*THE PROBLEM:* Collect every line below that contains the word "this".

*DATA RECORDS:*
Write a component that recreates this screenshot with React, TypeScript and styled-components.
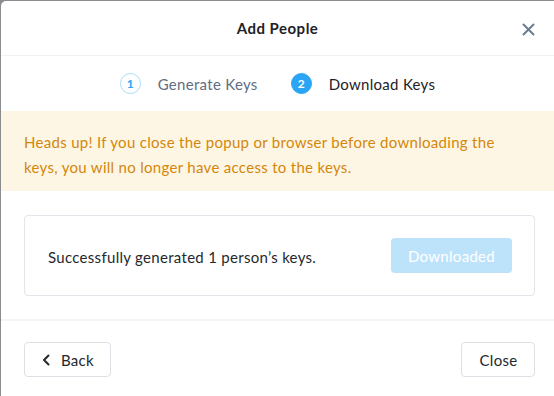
import React from "react";
import styled, { createGlobalStyle } from "styled-components";

const Global = createGlobalStyle`
  html, body { margin: 0; padding: 0; }
  body {
    background: #8a8c8f;
    font-family: "Lato", "Noto Sans", sans-serif;
    letter-spacing: 0.3px;
    width: 554px;
    height: 396px;
    overflow: hidden;
  }
  * { box-sizing: border-box; }
`;

const Modal = styled.div`
  margin: 1px 0 0 1px;
  width: 553px;
  height: 395px;
  background: #ffffff;
  border-top-left-radius: 5px;
  display: flex;
  flex-direction: column;
`;

const Header = styled.div`
  position: relative;
  height: 55px;
  display: flex;
  align-items: center;
  justify-content: center;
  border-bottom: 1px solid #f1f2f4;
`;

const Title = styled.h1`
  margin: 0;
  font-size: 15px;
  font-weight: 700;
  letter-spacing: 0.5px;
  color: #1e2227;
`;

const CloseIcon = styled.button`
  position: absolute;
  right: 19px;
  top: 21px;
  width: 14px;
  height: 14px;
  padding: 0;
  border: 0;
  background: none;
  display: flex;
  align-items: center;
  justify-content: center;
`;

const Steps = styled.div`
  height: 55px;
  display: flex;
  align-items: center;
  justify-content: center;
  gap: 33px;
`;

const Step = styled.div`
  display: flex;
  align-items: center;
  gap: 17px;
`;

const StepDot = styled.span<{ $active?: boolean }>`
  width: 21px;
  height: 21px;
  border-radius: 50%;
  display: flex;
  align-items: center;
  justify-content: center;
  font-size: 12px;
  font-weight: 700;
  letter-spacing: 0;
  border: 1px solid ${(p) => (p.$active ? "#2aa4f4" : "#a9dcfb")};
  background: ${(p) => (p.$active ? "#2aa4f4" : "#ffffff")};
  color: ${(p) => (p.$active ? "#ffffff" : "#2aa4f4")};
`;

const StepLabel = styled.span<{ $active?: boolean }>`
  font-size: 15px;
  color: ${(p) => (p.$active ? "#1e2227" : "#5f6d80")};
`;

const Warning = styled.div`
  background: #fef6e5;
  color: #d3870b;
  font-size: 15px;
  line-height: 25px;
  padding: 19px 40px 11px 23px;
`;

const Body = styled.div`
  padding: 24px 19px 23px 23px;
  border-bottom: 2px solid #f3f4f6;
`;

const Card = styled.div`
  height: 81px;
  border: 1px solid #e2e5e9;
  border-radius: 4px;
  display: flex;
  align-items: center;
  justify-content: space-between;
  padding: 0 22px 0 23px;
`;

const CardText = styled.span`
  font-size: 15px;
  color: #24282d;
  margin-top: 2px;
`;

const PrimaryButton = styled.button`
  width: 121px;
  height: 35px;
  border: 0;
  border-radius: 4px;
  background: #bde3fb;
  color: #ffffff;
  font-family: inherit;
  letter-spacing: inherit;
  font-size: 15px;
`;

const Footer = styled.div`
  flex: 1;
  display: flex;
  justify-content: space-between;
  align-items: flex-start;
  padding: 21px 19px 0 23px;
`;

const GhostButton = styled.button<{ $w: number }>`
  width: ${(p) => p.$w}px;
  height: 35px;
  border: 1px solid #dde1e6;
  border-radius: 4px;
  background: #ffffff;
  color: #24282d;
  font-family: inherit;
  letter-spacing: inherit;
  font-size: 15px;
  display: flex;
  align-items: center;
  justify-content: center;
  gap: 11px;
  padding: 0 0 0 1px;
`;

export default function App() {
  return (
    <>
      <Global />
      <Modal>
        <Header>
          <Title>Add People</Title>
          <CloseIcon aria-label="Close">
            <svg width="13" height="13" viewBox="0 0 13 13">
              <path d="M1.5 1.5L11.5 11.5M11.5 1.5L1.5 11.5" stroke="#6b7c91" strokeWidth="2" strokeLinecap="round" />
            </svg>
          </CloseIcon>
        </Header>
        <Steps>
          <Step>
            <StepDot>1</StepDot>
            <StepLabel>Generate Keys</StepLabel>
          </Step>
          <Step>
            <StepDot $active>2</StepDot>
            <StepLabel $active>Download Keys</StepLabel>
          </Step>
        </Steps>
        <Warning>
          Heads up! If you close the popup or browser before downloading the keys, you will no longer have access to the keys.
        </Warning>
        <Body>
          <Card>
            <CardText>Successfully generated 1 person’s keys.</CardText>
            <PrimaryButton>Downloaded</PrimaryButton>
          </Card>
        </Body>
        <Footer>
          <GhostButton $w={87}>
            <svg width="8" height="12" viewBox="0 0 8 12">
              <path d="M6.5 1.5L2 6L6.5 10.5" stroke="#24282d" strokeWidth="2" fill="none" strokeLinecap="round" strokeLinejoin="round" />
            </svg>
            Back
          </GhostButton>
          <GhostButton $w={74}>Close</GhostButton>
        </Footer>
      </Modal>
    </>
  );
}
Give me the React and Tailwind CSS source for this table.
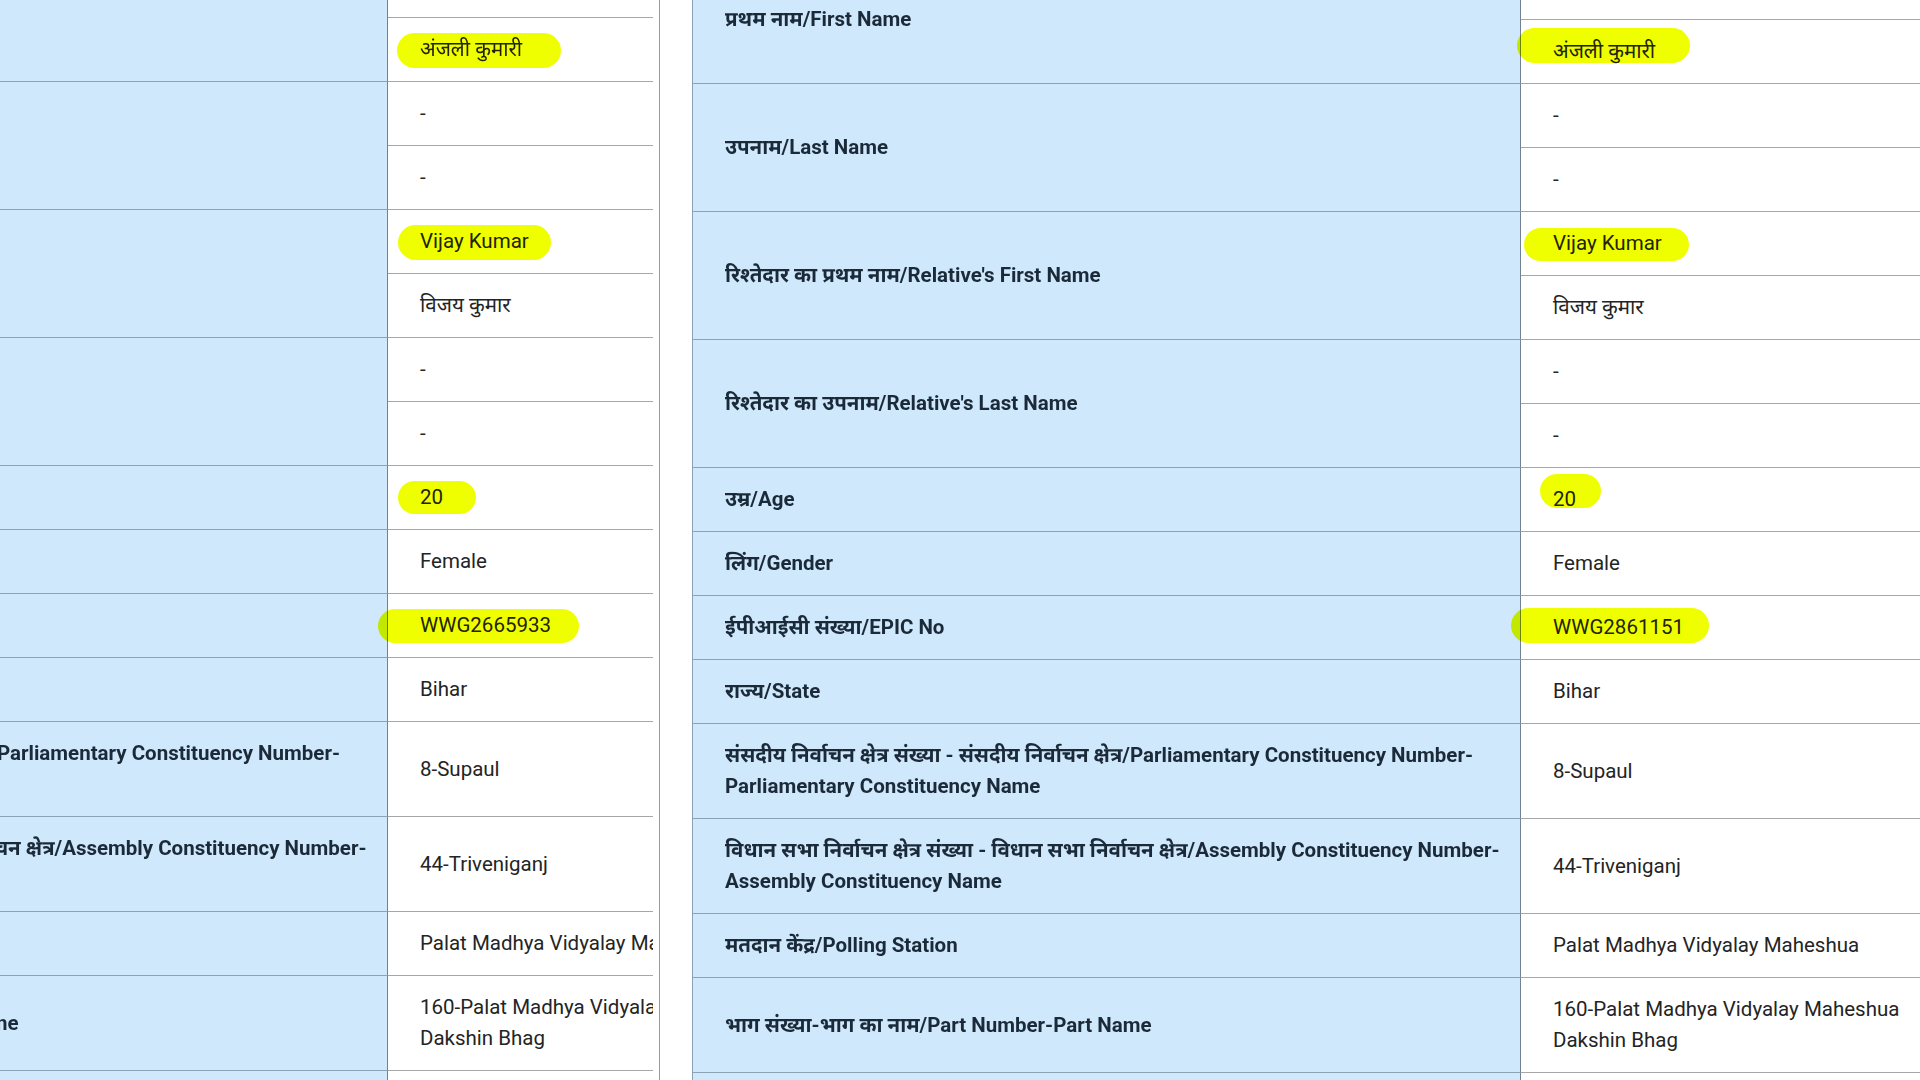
import React from "react";

const rowsFor = (epic, hls) => [
  {
    label: "प्रथम नाम/First Name",
    values: [{ t: "Anjali Kumari" }, { t: "अंजली कुमारी", hl: hls.name }],
  },
  { label: "उपनाम/Last Name", values: [{ t: "-" }, { t: "-" }] },
  {
    label: "रिश्तेदार का प्रथम नाम/Relative's First Name",
    values: [{ t: "Vijay Kumar", hl: hls.rel }, { t: "विजय कुमार" }],
  },
  { label: "रिश्तेदार का उपनाम/Relative's Last Name", values: [{ t: "-" }, { t: "-" }] },
  { label: "उम्र/Age", values: [{ t: "20", hl: hls.age }] },
  { label: "लिंग/Gender", values: [{ t: "Female" }] },
  { label: "ईपीआईसी संख्या/EPIC No", values: [{ t: epic, hl: hls.epic }] },
  { label: "राज्य/State", values: [{ t: "Bihar" }] },
  {
    label: (
      <>
        <span className="whitespace-nowrap">
          संसदीय निर्वाचन क्षेत्र संख्या - संसदीय निर्वाचन क्षेत्र/Parliamentary Constituency Number-
        </span>
        <br />
        Parliamentary Constituency Name
      </>
    ),
    values: [{ t: "8-Supaul" }],
  },
  {
    label: (
      <>
        <span className="whitespace-nowrap">
          विधान सभा निर्वाचन क्षेत्र संख्या - विधान सभा निर्वाचन क्षेत्र/Assembly Constituency Number-
        </span>
        <br />
        Assembly Constituency Name
      </>
    ),
    values: [{ t: "44-Triveniganj" }],
  },
  { label: "मतदान केंद्र/Polling Station", values: [{ t: "Palat Madhya Vidyalay Maheshua" }] },
  {
    label: "भाग संख्या-भाग का नाम/Part Number-Part Name",
    values: [
      {
        t: (
          <>
            160-Palat Madhya Vidyalay Maheshua
            <br />
            Dakshin Bhag
          </>
        ),
      },
    ],
  },
  { label: "भाग क्रमांक/Serial Number", values: [{ t: "412" }] },
];

const leftRows = rowsFor("WWG2665933", {
  name: "left-[9px] top-[15px] w-[164px] h-[35px]",
  rel: "left-[10px] top-[15px] w-[153px] h-[35px]",
  age: "left-[10px] top-[15px] w-[78px] h-[33px]",
  epic: "left-[-10px] top-[15px] w-[201px] h-[34px]",
});

const rightRows = rowsFor("WWG2861151", {
  name: "left-[-4px] top-[8px] w-[173px] h-[35px]",
  rel: "left-[3px] top-[16px] w-[165px] h-[33px]",
  age: "left-[19px] top-[6px] w-[61px] h-[34px]",
  epic: "left-[-10px] top-[12px] w-[198px] h-[35px]",
});

function Table({ rows }) {
  return (
    <div className="flex w-[1295px] flex-col">
      {rows.map((row, i) => (
        <div key={i} className="flex">
          <div className="flex w-[829px] shrink-0 items-center overflow-hidden border-b border-l border-r border-b-[#8ea2b6] border-l-[#8ea2b6] border-r-[#72818f] bg-[#d0e8fc] py-4 pl-8 pr-2 text-[20.5px] font-bold leading-[31px] text-[#1b2a39]">
            <div>{row.label}</div>
          </div>
          <div className="flex w-[466px] shrink-0 flex-col">
            {row.values.map((v, j) => (
              <div
                key={j}
                className="relative flex flex-1 items-center border-b border-[#a7a7a7] bg-white px-8 py-4 text-[20.5px] leading-[31px] text-[#242424]"
              >
                <div className="whitespace-nowrap">{v.t}</div>
                {v.hl && (
                  <span
                    className={`pointer-events-none absolute rounded-full bg-[#f0ff00] mix-blend-multiply ${v.hl}`}
                  />
                )}
              </div>
            ))}
          </div>
        </div>
      ))}
    </div>
  );
}

export default function App() {
  return (
    <div className="h-screen w-screen overflow-hidden bg-white font-['Roboto','Noto_Sans_Devanagari','Noto_Sans',sans-serif]">
      <div className="flex items-start">
        <div className="ml-[-441px] mt-[-46px] w-[1101px] shrink-0 border-r border-[#9a9a9a] pr-[6px]">
          <div className="overflow-hidden">
            <Table rows={leftRows} />
          </div>
        </div>
        <div className="ml-[32px] mt-[-44px] shrink-0">
          <Table rows={rightRows} />
        </div>
      </div>
    </div>
  );
}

*CORRECT ANSWER:*
Write a component that recreates this screenshot with React, TypeScript and styled-components.
Give me the React and Tailwind CSS source for this table.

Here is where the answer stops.